Entries with page source code:

····················

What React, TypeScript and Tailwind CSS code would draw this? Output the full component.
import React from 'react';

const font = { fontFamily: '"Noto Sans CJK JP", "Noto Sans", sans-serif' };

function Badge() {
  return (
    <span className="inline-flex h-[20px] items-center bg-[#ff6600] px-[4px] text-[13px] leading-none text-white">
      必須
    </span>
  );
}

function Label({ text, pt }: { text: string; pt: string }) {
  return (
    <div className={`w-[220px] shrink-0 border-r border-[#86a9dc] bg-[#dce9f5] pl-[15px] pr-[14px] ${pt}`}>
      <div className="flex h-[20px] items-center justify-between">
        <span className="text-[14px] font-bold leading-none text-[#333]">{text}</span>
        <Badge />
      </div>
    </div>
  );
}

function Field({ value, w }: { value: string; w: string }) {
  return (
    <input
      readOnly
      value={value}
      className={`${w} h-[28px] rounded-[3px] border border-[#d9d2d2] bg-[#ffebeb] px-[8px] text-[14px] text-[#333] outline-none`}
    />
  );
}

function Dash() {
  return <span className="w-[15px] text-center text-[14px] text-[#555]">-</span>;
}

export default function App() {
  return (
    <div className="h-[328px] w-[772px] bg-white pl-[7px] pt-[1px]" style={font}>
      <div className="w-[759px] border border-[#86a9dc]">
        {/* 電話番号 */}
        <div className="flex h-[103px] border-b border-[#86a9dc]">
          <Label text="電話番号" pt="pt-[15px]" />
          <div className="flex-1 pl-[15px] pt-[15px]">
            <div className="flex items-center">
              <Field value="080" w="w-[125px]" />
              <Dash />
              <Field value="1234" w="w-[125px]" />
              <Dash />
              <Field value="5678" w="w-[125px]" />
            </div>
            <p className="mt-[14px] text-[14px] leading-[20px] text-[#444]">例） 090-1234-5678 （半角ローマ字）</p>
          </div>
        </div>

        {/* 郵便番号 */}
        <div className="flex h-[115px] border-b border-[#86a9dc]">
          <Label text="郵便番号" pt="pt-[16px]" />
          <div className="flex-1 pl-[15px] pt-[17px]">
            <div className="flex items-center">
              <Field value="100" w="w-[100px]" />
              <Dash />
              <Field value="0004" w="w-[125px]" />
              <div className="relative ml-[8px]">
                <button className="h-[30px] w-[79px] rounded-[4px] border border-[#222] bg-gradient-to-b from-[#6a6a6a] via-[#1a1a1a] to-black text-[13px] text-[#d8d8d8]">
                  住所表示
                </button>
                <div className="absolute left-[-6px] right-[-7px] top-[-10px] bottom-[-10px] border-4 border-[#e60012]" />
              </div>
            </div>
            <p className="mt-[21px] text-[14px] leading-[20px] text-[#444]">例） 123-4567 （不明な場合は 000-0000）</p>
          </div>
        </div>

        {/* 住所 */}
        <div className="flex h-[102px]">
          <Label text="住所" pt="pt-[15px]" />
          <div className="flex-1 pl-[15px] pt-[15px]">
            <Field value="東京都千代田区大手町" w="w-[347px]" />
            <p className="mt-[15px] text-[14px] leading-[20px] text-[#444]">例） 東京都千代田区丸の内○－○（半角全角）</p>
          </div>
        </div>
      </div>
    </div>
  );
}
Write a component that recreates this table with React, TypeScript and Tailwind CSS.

····················

- Set task -
Each entry above is to be quoted exactly.

- Completed task -
What React, TypeScript and Tailwind CSS code would draw this? Output the full component.
import React from 'react';

const font = { fontFamily: '"Noto Sans CJK JP", "Noto Sans", sans-serif' };

function Badge() {
  return (
    <span className="inline-flex h-[20px] items-center bg-[#ff6600] px-[4px] text-[13px] leading-none text-white">
      必須
    </span>
  );
}

function Label({ text, pt }: { text: string; pt: string }) {
  return (
    <div className={`w-[220px] shrink-0 border-r border-[#86a9dc] bg-[#dce9f5] pl-[15px] pr-[14px] ${pt}`}>
      <div className="flex h-[20px] items-center justify-between">
        <span className="text-[14px] font-bold leading-none text-[#333]">{text}</span>
        <Badge />
      </div>
    </div>
  );
}

function Field({ value, w }: { value: string; w: string }) {
  return (
    <input
      readOnly
      value={value}
      className={`${w} h-[28px] rounded-[3px] border border-[#d9d2d2] bg-[#ffebeb] px-[8px] text-[14px] text-[#333] outline-none`}
    />
  );
}

function Dash() {
  return <span className="w-[15px] text-center text-[14px] text-[#555]">-</span>;
}

export default function App() {
  return (
    <div className="h-[328px] w-[772px] bg-white pl-[7px] pt-[1px]" style={font}>
      <div className="w-[759px] border border-[#86a9dc]">
        {/* 電話番号 */}
        <div className="flex h-[103px] border-b border-[#86a9dc]">
          <Label text="電話番号" pt="pt-[15px]" />
          <div className="flex-1 pl-[15px] pt-[15px]">
            <div className="flex items-center">
              <Field value="080" w="w-[125px]" />
              <Dash />
              <Field value="1234" w="w-[125px]" />
              <Dash />
              <Field value="5678" w="w-[125px]" />
            </div>
            <p className="mt-[14px] text-[14px] leading-[20px] text-[#444]">例） 090-1234-5678 （半角ローマ字）</p>
          </div>
        </div>

        {/* 郵便番号 */}
        <div className="flex h-[115px] border-b border-[#86a9dc]">
          <Label text="郵便番号" pt="pt-[16px]" />
          <div className="flex-1 pl-[15px] pt-[17px]">
            <div className="flex items-center">
              <Field value="100" w="w-[100px]" />
              <Dash />
              <Field value="0004" w="w-[125px]" />
              <div className="relative ml-[8px]">
                <button className="h-[30px] w-[79px] rounded-[4px] border border-[#222] bg-gradient-to-b from-[#6a6a6a] via-[#1a1a1a] to-black text-[13px] text-[#d8d8d8]">
                  住所表示
                </button>
                <div className="absolute left-[-6px] right-[-7px] top-[-10px] bottom-[-10px] border-4 border-[#e60012]" />
              </div>
            </div>
            <p className="mt-[21px] text-[14px] leading-[20px] text-[#444]">例） 123-4567 （不明な場合は 000-0000）</p>
          </div>
        </div>

        {/* 住所 */}
        <div className="flex h-[102px]">
          <Label text="住所" pt="pt-[15px]" />
          <div className="flex-1 pl-[15px] pt-[15px]">
            <Field value="東京都千代田区大手町" w="w-[347px]" />
            <p className="mt-[15px] text-[14px] leading-[20px] text-[#444]">例） 東京都千代田区丸の内○－○（半角全角）</p>
          </div>
        </div>
      </div>
    </div>
  );
}
Write a component that recreates this table with React, TypeScript and Tailwind CSS.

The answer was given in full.